The three of them boarded Starbug several hours later - Kryten had remained on Red Dwarf to 'look after things' - and Lister and Cat took their accustomed positions at the front, while Rimmer sat behind Lister. Lister had little enough to do; Cat was a far better pilot, and needed no help to take Starbug back to the Dwarf. And so Lister spun around, annoyed at his uselessness, and he caught that look on Rimmer's face again.

"What the smeg do you want?" he yelled, leaping to his feet.

Rimmer had wiped the look off of his face the moment Lister had turned, and now bore an expression of patient condescension. "I want you to sit down and shut up so that our mangy pilot can pay all due attention to not smashing us into the side of Red Dwarf."

"You know what I mean!" Lister yelled. There was no point - he was close enough that Rimmer could have heard him if he had whispered - but he was immensely frustrated, and it felt good to yell. "Why do you look at me like that?" Cat whipped his head back and forth between the scene and their heading, trying to catch the good bits without crashing the lander. Lister pushed Cat to the back of his mind. He bent closer, wanting - so badly - to wipe that look off of Rimmer's face for good. That look of waiting for something. "If you're looking for me to turn into that other Lister, I'm not gonna," he hissed. "I don't smegging care about you, and I never will. You died in my dimension. AR got a virus, and you melted, like one of your smegging toy soldiers on a fire. I watched you die, and I didn't care. Not one bit. I didn't care about you, and I don't care about you. No matter how often you die and come back." He watched that face, seeing in it the features that had tried to scream as plumes of smoke blew out of its mouth. He tried not to bite his lip.

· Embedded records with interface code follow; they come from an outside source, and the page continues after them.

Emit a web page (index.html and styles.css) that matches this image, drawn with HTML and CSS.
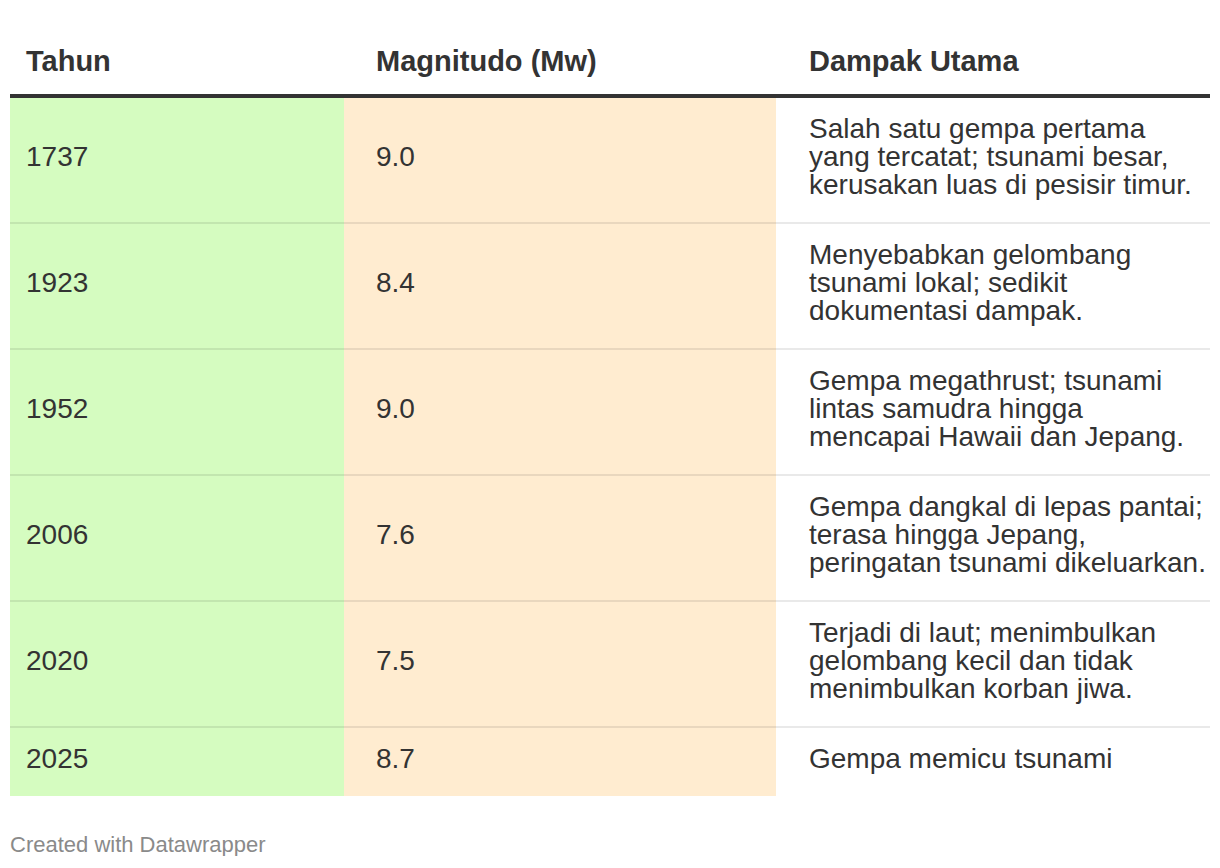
FILE: index.html
```html
<!DOCTYPE html>
<html lang="id">
<head>
<meta charset="utf-8">
<title>Gempa</title>
<link rel="stylesheet" href="styles.css">
</head>
<body>
<div class="wrap">
  <table class="dw-table">
    <colgroup>
      <col class="c1">
      <col class="c2">
      <col class="c3">
    </colgroup>
    <thead>
      <tr>
        <th class="col-year">Tahun</th>
        <th class="col-mag">Magnitudo (Mw)</th>
        <th class="col-impact">Dampak Utama</th>
      </tr>
    </thead>
    <tbody>
      <tr>
        <td class="col-year">1737</td>
        <td class="col-mag">9.0</td>
        <td class="col-impact">Salah satu gempa pertama yang tercatat; tsunami besar, kerusakan luas di pesisir timur.</td>
      </tr>
      <tr>
        <td class="col-year">1923</td>
        <td class="col-mag">8.4</td>
        <td class="col-impact">Menyebabkan gelombang tsunami lokal; sedikit dokumentasi dampak.</td>
      </tr>
      <tr>
        <td class="col-year">1952</td>
        <td class="col-mag">9.0</td>
        <td class="col-impact">Gempa megathrust; tsunami lintas samudra hingga mencapai Hawaii dan Jepang.</td>
      </tr>
      <tr>
        <td class="col-year">2006</td>
        <td class="col-mag">7.6</td>
        <td class="col-impact">Gempa dangkal di lepas pantai; terasa hingga Jepang, peringatan tsunami dikeluarkan.</td>
      </tr>
      <tr>
        <td class="col-year">2020</td>
        <td class="col-mag">7.5</td>
        <td class="col-impact">Terjadi di laut; menimbulkan gelombang kecil dan tidak menimbulkan korban jiwa.</td>
      </tr>
      <tr class="last">
        <td class="col-year">2025</td>
        <td class="col-mag">8.7</td>
        <td class="col-impact">Gempa memicu tsunami</td>
      </tr>
    </tbody>
  </table>
  <div class="footer">Created with Datawrapper</div>
</div>
</body>
</html>
```
FILE: styles.css
```css
html, body {
  margin: 0;
  padding: 0;
  background: #ffffff;
}

body {
  font-family: "Liberation Sans", Arial, Helvetica, sans-serif;
  color: #333333;
}

.wrap {
  padding: 0 10px;
}

.dw-table {
  width: 1200px;
  table-layout: fixed;
  border-collapse: collapse;
  border-spacing: 0;
}

.c1 { width: 334px; }
.c2 { width: 432px; }
.c3 { width: 434px; }

.dw-table th {
  font-size: 29px;
  line-height: 28px;
  font-weight: 700;
  text-align: left;
  vertical-align: bottom;
  padding-top: 47px;
  padding-bottom: 19px;
  border-bottom: 4px solid #333333;
  color: #333333;
}

.dw-table td {
  font-size: 28px;
  line-height: 28px;
  vertical-align: middle;
  padding-top: 17px;
  padding-bottom: 23px;
  border-bottom: 2px solid rgba(0, 0, 0, 0.085);
  color: #333333;
}

.dw-table tr.last td {
  border-bottom: none;
}

.col-year {
  padding-left: 16px;
  padding-right: 4px;
}

.col-mag {
  padding-left: 32px;
  padding-right: 4px;
}

.col-impact {
  padding-left: 33px;
  padding-right: 2px;
}

.dw-table td.col-year {
  background: #d5fcc0;
}

.dw-table td.col-mag {
  background: #ffecd0;
}

.footer {
  margin-top: 38px;
  font-size: 22px;
  line-height: 22px;
  color: #8a8a8a;
}
```
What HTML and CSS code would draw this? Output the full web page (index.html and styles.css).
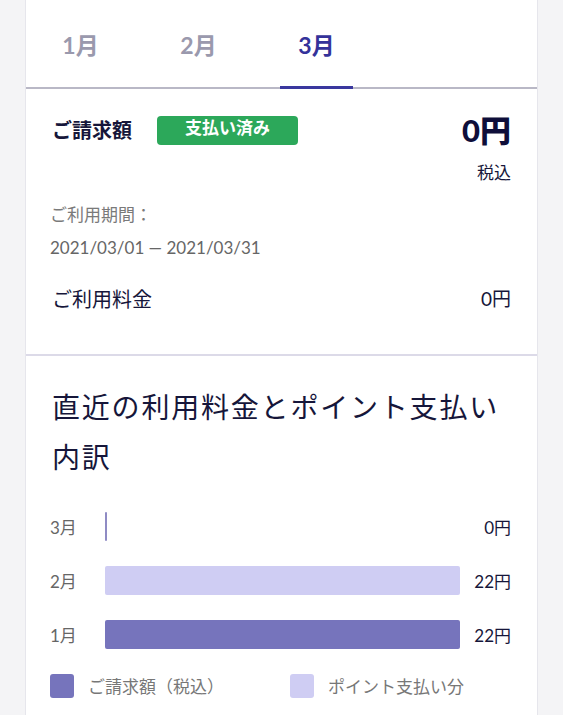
FILE: index.html
```html
<!DOCTYPE html>
<html lang="ja">
<head>
    <meta charset="UTF-8">
    <meta name="viewport" content="width=device-width, initial-scale=1.0">
    <title>ご請求額</title>
    <link rel="stylesheet" href="styles.css">
</head>
<body>
    <div class="card">
        <nav class="tabs">
            <a href="#" class="tab">1月</a>
            <a href="#" class="tab">2月</a>
            <a href="#" class="tab active">3月</a>
        </nav>

        <section class="bill">
            <div class="bill-head">
                <h2>ご請求額</h2>
                <span class="badge">支払い済み</span>
                <span class="bill-total">0円</span>
            </div>
            <div class="tax">税込</div>
            <div class="period">
                <p class="period-label">ご利用期間：</p>
                <p class="period-dates">2021/03/01 — 2021/03/31</p>
            </div>
            <div class="fee-row">
                <span>ご利用料金</span>
                <span>0円</span>
            </div>
        </section>

        <section class="history">
            <h3>直近の利用料金とポイント支払い内訳</h3>
            <div class="chart">
                <div class="chart-row">
                    <span class="month">3月</span>
                    <div class="track"><div class="bar bar-zero"></div></div>
                    <span class="amount">0円</span>
                </div>
                <div class="chart-row">
                    <span class="month">2月</span>
                    <div class="track"><div class="bar bar-point" style="width: 100%"></div></div>
                    <span class="amount">22円</span>
                </div>
                <div class="chart-row">
                    <span class="month">1月</span>
                    <div class="track"><div class="bar bar-bill" style="width: 100%"></div></div>
                    <span class="amount">22円</span>
                </div>
            </div>
            <div class="legend">
                <div class="legend-item"><span class="swatch bar-bill"></span>ご請求額（税込）</div>
                <div class="legend-item"><span class="swatch bar-point"></span>ポイント支払い分</div>
            </div>
        </section>
    </div>
</body>
</html>
```

FILE: styles.css
```css
body {
    margin: 0;
    padding: 0;
    font-family: 'Lato', 'Noto Sans CJK JP', sans-serif;
    background-color: #f4f4f6;
    color: #16163a;
}

.card {
    width: 511px;
    margin-left: 25px;
    background-color: #fff;
    border-left: 1px solid #e6e6ec;
    border-right: 1px solid #e6e6ec;
    min-height: 715px;
}

.tabs {
    display: flex;
    gap: 45px;
    padding-left: 18px;
    height: 87px;
    border-bottom: 2px solid #b9b8c6;
}

.tab {
    width: 73px;
    display: flex;
    align-items: center;
    justify-content: center;
    font-size: 23px;
    font-weight: bold;
    color: #9a99ad;
    text-decoration: none;
    margin-bottom: -2px;
    border-bottom: 3px solid transparent;
    padding-top: 1px;
}

.tab.active {
    color: #34329a;
    border-bottom-color: #3a389e;
}

.bill {
    padding: 25px 26px 0 26px;
    height: 240px;
    border-bottom: 2px solid #dcdae8;
}

.bill-head {
    display: flex;
    align-items: center;
    height: 32px;
}

.bill-head h2 {
    margin: 0;
    font-size: 20px;
    font-weight: bold;
    line-height: 32px;
}

.badge {
    margin-left: 25px;
    background-color: #2ca85a;
    color: #fff;
    font-size: 17px;
    font-weight: bold;
    border-radius: 4px;
    width: 141px;
    height: 29px;
    text-align: center;
    line-height: 24px;
}

.bill-total {
    margin-left: auto;
    font-size: 31px;
    font-weight: 900;
    color: #0e0e3a;
    line-height: 32px;
}

.tax {
    text-align: right;
    font-size: 17px;
    margin-top: 15px;
    line-height: 24px;
}

.period {
    margin-top: 18px;
    margin-left: -2px;
    font-size: 17px;
    color: #7a7a7a;
}

.period p {
    margin: 0;
    line-height: 24px;
}

.period .period-dates {
    margin-top: 9px;
    color: #666;
}

.fee-row {
    display: flex;
    justify-content: space-between;
    margin-top: 25px;
    font-size: 20px;
    line-height: 28px;
}

.fee-row span:last-child {
    font-size: 19px;
}

.history {
    padding: 26px 26px 0 26px;
}

.history h3 {
    margin: 0;
    font-size: 28px;
    font-weight: normal;
    line-height: 50px;
    letter-spacing: 1.8px;
    padding-right: 6px;
}

.chart {
    margin-top: 30px;
    margin-left: -2px;
    display: flex;
    flex-direction: column;
    gap: 25px;
}

.chart-row {
    display: flex;
    align-items: center;
    height: 29px;
}

.month {
    width: 55px;
    font-size: 17px;
    color: #666;
}

.track {
    flex: 1;
    height: 29px;
}

.bar {
    height: 100%;
    border-radius: 2px;
}

.bar-zero {
    width: 2px;
    background-color: #8f8bc4;
}

.bar-point {
    background-color: #cfcdf3;
}

.bar-bill {
    background-color: #7674bc;
}

.amount {
    width: 51px;
    text-align: right;
    font-size: 17px;
}

.legend {
    display: flex;
    margin-top: 24px;
    margin-left: -2px;
    font-size: 17px;
    color: #777;
}

.legend-item {
    flex: none;
    display: flex;
    align-items: center;
    width: 240px;
}

.swatch {
    flex: none;
    width: 24px;
    height: 24px;
    border-radius: 3px;
    margin-right: 14px;
}
```
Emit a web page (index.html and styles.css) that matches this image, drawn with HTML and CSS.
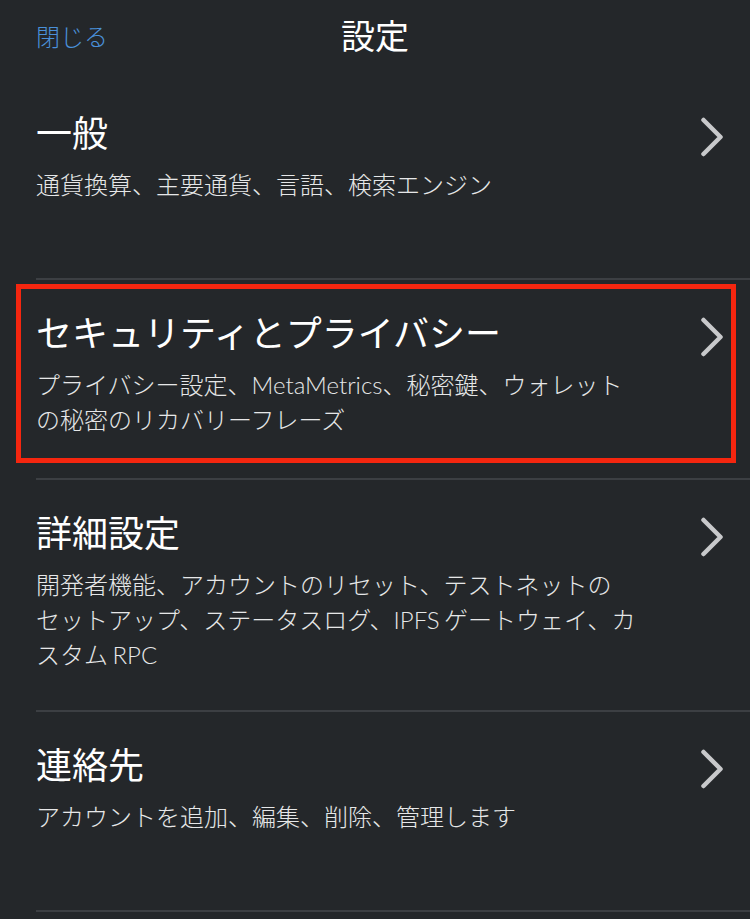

Rimmer stared back, calmly. But Lister saw his index fingers move; they were twitching slightly, and Rimmer could not stop them. "Glad yeh understand me," Lister said, and sat back in his chair with a plop. The rest of the journey was completed in silence, and Lister tore out of the 'Bug once it had settled. He ran to the room he shared with Rimmer, and looked around. So much like the quarters they used to share. Just smegging like them. He pulled open the locker and hauled out the small pile of books. Is this all? he wondered. All that was really different between the dimensions? Just that I voluntarily /read/? He irately threw the books against the wall, and a small sheaf of photographs fluttered out from behind the cover of one. Lister stooped and picked them up.

They were, again, too familiar. Gran, looking almost identical to his gran. The Jupiter-rise shot that everyone takes, including alternate-him. Various drunken hold-camera-at-arms'-length pictures with Petersen and Selby. Kochanski - wearing a deep blue dress that he had never seen his Kochanski wear, but still shooting that pinball smile that made his knees weak. A picture of him and Rimmer.

Lister sat on the bunk, looking them over again. Something made him look more closely at that last picture. In his dimension, he had a picture like that - he only kept it because Kochanski had taken it. She had walked in and snapped the picture as Rimmer and Lister both looked up at the open door. But in this picture, Lister had one hand on top of Rimmer's. Such a small thing - but Rimmer was not a touch-person, not someone to be grabbed with casual affection, the way Lister treated his mates.

Everything became horribly clear to Lister, at that point. What was so different about this dimension that made it safe to travel to from his own. Why this alternate Lister had actually started to read. Why Rimmer hadn't gone into the game to rescue his alternate.

He was afraid that his Lister had found something Better Than Life in there.

Lister pulled out his lighter, flicked it on, and touched the flame to the edge of the photograph. He held it until it was just a puff of carbon dust, and blew it out of his hand.